It's no secret that I love Shirley Jackson. I have been known to engage reviewers about what I consider to be less than awesome ratings for The Haunting of Hill House and/or We Have Always Lived in the Castle. One of the things I'm always honest about is books, and despite the fact that this book was written by Shirley, I wasn't crazy about it.
I was aware going in that this was not a collection of horror tales, though certainly, some of them are horrific. Even so, I didn't find a point to a lot of these tales. I liken them to someone peeking into the window of a normal American family-it's mostly boring. One or two of them (The Tooth, for sure), were just plain weird.
However, a few of these tales have serious subjects without seeming to-a few of them are outright diatribes on racism-without stating the word and without personal commentary. The fact that some of these families were so racist and didn't even realize it was commentary enough. I also found that a few stories seemed to be about the place of women in society, which was quite different in the 40s as compared to now. Lastly, a few of these stories were horror, in my opinion, The Lottery the most well known and the most horrific.

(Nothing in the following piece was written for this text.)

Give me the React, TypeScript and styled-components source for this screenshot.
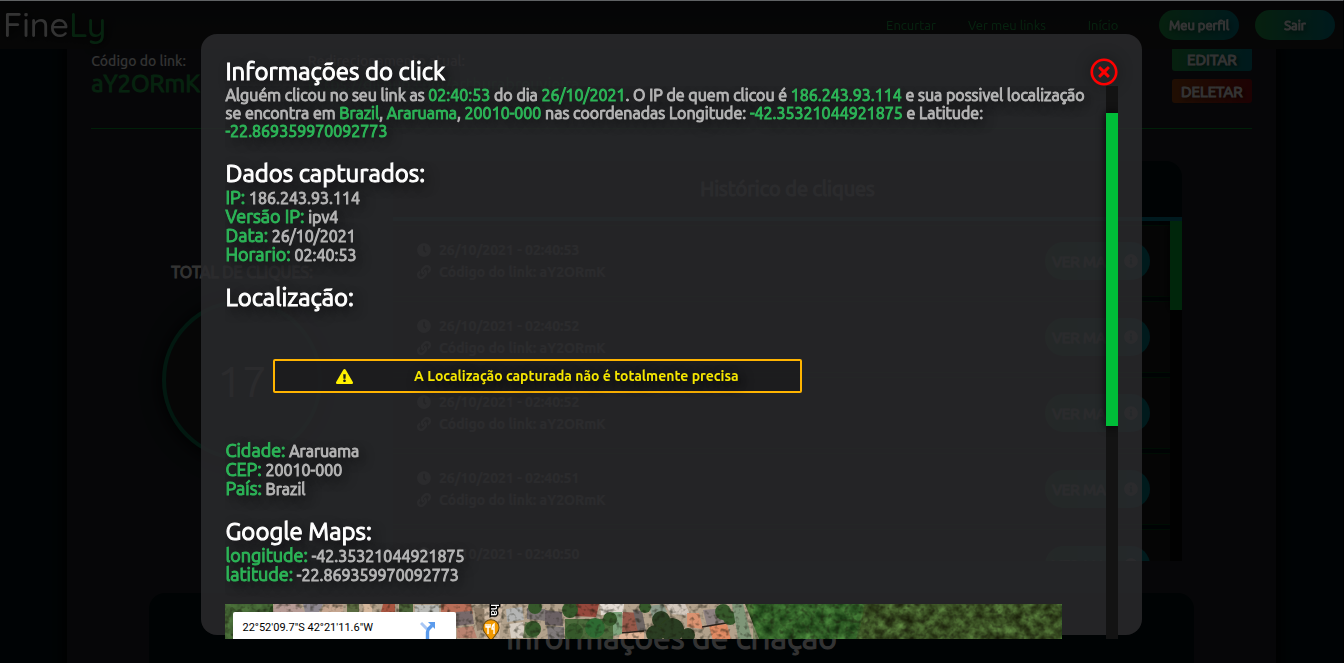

There is a whole 'nother thing going on with James Harris, a character that is featured in some of these stories. There's some talk in blogging communities about who he is, exactly, and what his presence symbolized. I don't pretend to have a complete handle on the whole thing, but it deserves a mention.
Overall, this was a well written collection, (from Shirley Jackson we would expect no less), but I found it to be slightly confusing at times and overall, I was not completely satisfied with this collection.